Pese a que la multitud de judíos y prosélitos compartía la responsabilidad de comunidad por la muerte del Hijo de Dios, Pedro se dirigió a ellos con respeto y los llamó “hermanos”. (Hechos 2:29.) El objetivo que perseguía no era condenarlos, sino incitarlos al arrepentimiento. Por consiguiente, adoptó un planteamiento positivo. Presentó hechos y respaldó su argumento con pasajes de las Escrituras.
Quienes predican las buenas nuevas en la actualidad hacen bien en seguir el ejemplo de Pedro. Deben tratar de sentar una base común con sus oyentes y luego, con tacto, razonar con ellos valiéndose de las Escrituras. Cuando se presenta la verdad bíblica de forma positiva, las personas de corazón bien dispuesto responden. (Hechos 13:48.)

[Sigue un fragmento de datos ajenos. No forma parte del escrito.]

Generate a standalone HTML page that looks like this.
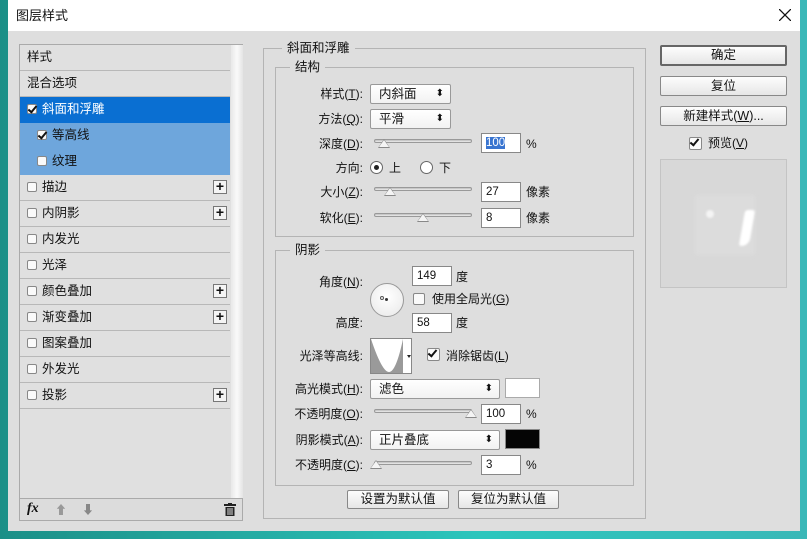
<!DOCTYPE html>
<html><head><meta charset="utf-8"><style>
*{margin:0;padding:0;box-sizing:border-box}
body{width:807px;height:539px;overflow:hidden;position:relative;background:linear-gradient(90deg,#1b8f87,#2cc6bd 60%,#3ab8b8);font-family:"Liberation Sans","Noto Sans CJK SC",sans-serif;font-size:12px;line-height:14px;color:#111}
.row{left:20px;width:210px;height:26px;border-bottom:1px solid #b8b8b8;background:#e0e0e0;padding:5px 0 0 7px;font-size:12.5px;line-height:15px}
.cb{display:inline-block;width:10px;height:10px;border:1px solid #888;background:#fafafa;border-radius:2px;vertical-align:-1px;margin-right:5px;position:relative}
.cb.on::after{content:"";position:absolute;left:2px;top:-1px;width:3px;height:7px;border:solid #111;border-width:0 2px 2px 0;transform:rotate(40deg)}
.a{position:absolute}
.plus{position:absolute;right:3px;top:5px;width:14px;height:14px;border:1px solid #777;background:#f4f4f4;font-weight:bold;font-size:14px;line-height:11px;text-align:center}
.fs{border:1px solid #b4b4b4}
.leg{background:#dedede;padding:0 5px;line-height:15px}
.lab{text-align:right;width:110px;font-size:12px}
.sel{height:20px;border:1px solid #999;background:linear-gradient(#fff,#f2f2f2);border-radius:2px;padding:1px 0 0 8px;font-size:12.5px;line-height:16px}
.sel::after{content:"⬍";position:absolute;right:6px;top:1px;font-size:10px}
.inp{height:20px;border:1px solid #888;background:#fff;padding:2px 0 0 4px;font-size:11.5px;line-height:14px}
.sl{height:4px;border:1px solid #999;border-radius:2px;background:linear-gradient(#bbb,#eee)}
.th{width:0;height:0;border-left:6px solid transparent;border-right:6px solid transparent;border-bottom:9px solid #888}
.th::after{content:"";position:absolute;left:-5px;top:1px;border-left:5px solid transparent;border-right:5px solid transparent;border-bottom:7px solid #f4f4f4}
.btn{border:1px solid #888;background:linear-gradient(#fdfdfd,#e6e6e6);border-radius:2px;text-align:center;font-size:12.5px;line-height:15px;padding-top:1px}
#win{left:8px;top:0;width:792px;height:531px;background:#dedede}
#title{left:0;top:0;width:792px;height:31px;background:#fff;font-size:13px;padding:9px 0 0 8px}
</style></head><body>
<div id="win" class="a">
<div id="title" class="a">图层样式</div>
<svg class="a" style="left:771px;top:9px" width="12" height="12"><path d="M0 0L12 12M12 0L0 12" stroke="#111" stroke-width="1.3"/></svg>
</div>
<div class="a" style="left:19px;top:44px;width:224px;height:477px;border:1px solid #aaa;background:#e0e0e0"></div>
<div class="a" style="left:231px;top:45px;width:12px;height:453px;background:linear-gradient(90deg,#e8e8e8,#fafafa,#e4e4e4)"></div>
<div class="a row" style="top:45px">样式</div>
<div class="a row" style="top:71px">混合选项</div>
<div class="a row" style="top:97px;background:#0a6fd2;color:#fff;border-color:#0a6fd2"><span class="cb on"></span>斜面和浮雕</div>
<div class="a row" style="top:123px;background:#6ea6dc;border-color:#6ea6dc;padding-left:17px"><span class="cb on"></span>等高线</div>
<div class="a row" style="top:149px;background:#6ea6dc;border-color:#6ea6dc;padding-left:17px"><span class="cb"></span>纹理</div>
<div class="a row" style="top:175px"><span class="cb"></span>描边<span class="plus">+</span></div>
<div class="a row" style="top:201px"><span class="cb"></span>内阴影<span class="plus">+</span></div>
<div class="a row" style="top:227px"><span class="cb"></span>内发光</div>
<div class="a row" style="top:253px"><span class="cb"></span>光泽</div>
<div class="a row" style="top:279px"><span class="cb"></span>颜色叠加<span class="plus">+</span></div>
<div class="a row" style="top:305px"><span class="cb"></span>渐变叠加<span class="plus">+</span></div>
<div class="a row" style="top:331px"><span class="cb"></span>图案叠加</div>
<div class="a row" style="top:357px"><span class="cb"></span>外发光</div>
<div class="a row" style="top:383px"><span class="cb"></span>投影<span class="plus">+</span></div>
<div class="a" style="left:20px;top:498px;width:222px;height:22px;border-top:1px solid #aaa;background:#dcdcdc"></div>
<div class="a" style="left:27px;top:502px;font-family:'Liberation Serif',serif;font-style:italic;font-weight:bold;font-size:14px">fx</div>
<div class="a" style="left:55px;top:503px;color:#999;font-size:12px">⬆</div>
<div class="a" style="left:82px;top:503px;color:#888;font-size:12px">⬇</div>
<svg class="a" style="left:224px;top:503px" width="12" height="13"><rect x="0" y="1" width="12" height="2" fill="#222"/><rect x="4" y="0" width="4" height="2" fill="#222"/><rect x="1.5" y="4" width="9" height="9" fill="#222"/><rect x="3.5" y="5" width="1" height="7" fill="#ddd"/><rect x="5.5" y="5" width="1" height="7" fill="#ddd"/><rect x="7.5" y="5" width="1" height="7" fill="#ddd"/></svg>
<div class="a fs" style="left:263px;top:48px;width:383px;height:471px"></div>
<div class="a leg" style="left:282px;top:41px;font-size:12.5px">斜面和浮雕</div>
<div class="a fs" style="left:275px;top:67px;width:359px;height:170px"></div>
<div class="a leg" style="left:290px;top:60px;font-size:12.5px">结构</div>
<div class="a lab" style="left:253px;top:87px">样式(<u>T</u>):</div>
<div class="a sel" style="left:370px;top:84px;width:81px">内斜面</div>
<div class="a lab" style="left:253px;top:112px">方法(<u>Q</u>):</div>
<div class="a sel" style="left:370px;top:109px;width:81px">平滑</div>
<div class="a lab" style="left:253px;top:137px">深度(<u>D</u>):</div>
<div class="a sl" style="left:374px;top:139px;width:98px"></div>
<div class="a th" style="left:378px;top:139px"></div>
<div class="a inp" style="left:481px;top:133px;width:40px"><span style="background:#3874d0;color:#fff">100</span></div>
<div class="a" style="left:526px;top:137px">%</div>
<div class="a lab" style="left:253px;top:161px">方向:</div>
<div class="a" style="left:370px;top:161px;width:13px;height:13px;border:1px solid #666;border-radius:50%;background:#fff"><div class="a" style="left:3px;top:3px;width:5px;height:5px;border-radius:50%;background:#222"></div></div>
<div class="a" style="left:389px;top:161px">上</div>
<div class="a" style="left:420px;top:161px;width:13px;height:13px;border:1px solid #666;border-radius:50%;background:#fff"></div>
<div class="a" style="left:439px;top:161px">下</div>
<div class="a lab" style="left:253px;top:185px">大小(<u>Z</u>):</div>
<div class="a sl" style="left:374px;top:187px;width:98px"></div>
<div class="a th" style="left:384px;top:187px"></div>
<div class="a inp" style="left:481px;top:182px;width:40px">27</div>
<div class="a" style="left:526px;top:185px">像素</div>
<div class="a lab" style="left:253px;top:211px">软化(<u>E</u>):</div>
<div class="a sl" style="left:374px;top:213px;width:98px"></div>
<div class="a th" style="left:417px;top:213px"></div>
<div class="a inp" style="left:481px;top:208px;width:40px">8</div>
<div class="a" style="left:526px;top:211px">像素</div>
<div class="a fs" style="left:275px;top:250px;width:359px;height:236px"></div>
<div class="a leg" style="left:290px;top:243px;font-size:12.5px">阴影</div>
<div class="a lab" style="left:253px;top:275px">角度(<u>N</u>):</div>
<div class="a" style="left:370px;top:283px;width:34px;height:34px;border:1px solid #999;border-radius:50%;background:radial-gradient(circle at 50% 40%,#fff,#e8e8e8)"><div class="a" style="left:9px;top:12px;width:4px;height:4px;border:1px solid #555;border-radius:50%"></div><div class="a" style="left:14px;top:14px;width:3px;height:3px;background:#333;border-radius:50%"></div></div>
<div class="a inp" style="left:412px;top:266px;width:40px">149</div>
<div class="a" style="left:456px;top:270px">度</div>
<div class="a cb" style="left:413px;top:293px;width:12px;height:12px"></div>
<div class="a" style="left:432px;top:292px">使用全局光(<u>G</u>)</div>
<div class="a lab" style="left:253px;top:316px">高度:</div>
<div class="a inp" style="left:412px;top:313px;width:40px">58</div>
<div class="a" style="left:456px;top:316px">度</div>
<div class="a lab" style="left:253px;top:349px">光泽等高线:</div>
<svg class="a" style="left:370px;top:338px" width="42" height="36"><rect x="0.5" y="0.5" width="41" height="35" fill="#fff" stroke="#888"/><path d="M1 1 Q12 34 19 34 Q26 34 33 1 L33 35 L1 35Z" fill="#9a9a9a"/><path d="M37 17 l4 0 l-2 3z" fill="#222"/></svg>
<div class="a cb on" style="left:427px;top:348px;width:13px;height:13px"></div>
<div class="a" style="left:446px;top:349px">消除锯齿(<u>L</u>)</div>
<div class="a lab" style="left:253px;top:382px">高光模式(<u>H</u>):</div>
<div class="a sel" style="left:370px;top:379px;width:130px">滤色</div>
<div class="a" style="left:505px;top:378px;width:35px;height:20px;border:1px solid #aaa;background:#fff"></div>
<div class="a lab" style="left:253px;top:407px">不透明度(<u>O</u>):</div>
<div class="a sl" style="left:374px;top:409px;width:98px"></div>
<div class="a th" style="left:465px;top:409px"></div>
<div class="a inp" style="left:481px;top:404px;width:40px">100</div>
<div class="a" style="left:526px;top:407px">%</div>
<div class="a lab" style="left:253px;top:433px">阴影模式(<u>A</u>):</div>
<div class="a sel" style="left:370px;top:430px;width:130px">正片叠底</div>
<div class="a" style="left:505px;top:429px;width:35px;height:20px;border:1px solid #888;background:#050505"></div>
<div class="a lab" style="left:253px;top:458px">不透明度(<u>C</u>):</div>
<div class="a sl" style="left:374px;top:461px;width:98px"></div>
<div class="a th" style="left:370px;top:460px"></div>
<div class="a inp" style="left:481px;top:455px;width:40px">3</div>
<div class="a" style="left:526px;top:458px">%</div>
<div class="a btn" style="left:347px;top:490px;width:102px;height:19px">设置为默认值</div>
<div class="a btn" style="left:458px;top:490px;width:101px;height:19px">复位为默认值</div>
<div class="a btn" style="left:660px;top:45px;width:127px;height:21px;border:2px solid #666">确定</div>
<div class="a btn" style="left:660px;top:76px;width:127px;height:20px;padding-top:2px">复位</div>
<div class="a btn" style="left:660px;top:106px;width:127px;height:20px;padding-top:2px">新建样式(<u>W</u>)...</div>
<div class="a cb on" style="left:689px;top:137px;width:13px;height:13px"></div>
<div class="a" style="left:708px;top:136px">预览(<u>V</u>)</div>
<div class="a" style="left:660px;top:159px;width:127px;height:129px;border:1px solid #c4c4c4;background:#d8d8d8"></div>
<div class="a" style="left:695px;top:195px;width:60px;height:60px;background:#dcdcdc;filter:blur(2px)"></div>
<div class="a" style="left:742px;top:210px;width:10px;height:36px;background:#fff;border-radius:3px 3px 8px 3px;filter:blur(1px);transform:skewX(-10deg)"></div>
<div class="a" style="left:706px;top:210px;width:8px;height:8px;background:#f4f4f4;border-radius:50%;filter:blur(1px)"></div>
</body></html>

El celo y la valentía que demostró Pedro en el día del Pentecostés contrastan radicalmente con lo que había hecho siete semanas antes: negar a Jesús. En aquella ocasión lo paralizó el temor al hombre. (Mateo 26:69-75.) Pero Jesús había hecho ruego a favor de Pedro. (Lucas 22:31, 32.) Sin duda, la aparición de Jesús después de resucitar fortaleció al apóstol. (1 Corintios 15:5.) De este modo, la fe de Pedro no se extinguió. Poco después empezó a predicar con denuedo. No predicó tan solo en el día del Pentecostés, sino durante el resto de su vida.
¿Qué haremos si hemos fallado, como Pedro? Demostremos que estamos arrepentidos, pidamos perdón y demos pasos para recibir ayuda espiritual. (Santiago 5:14-16.) Así podremos seguir adelante, con la confianza de que nuestro misericordioso Padre celestial, Jehová, acepta nuestro servicio sagrado. (Éxodo 34:6.)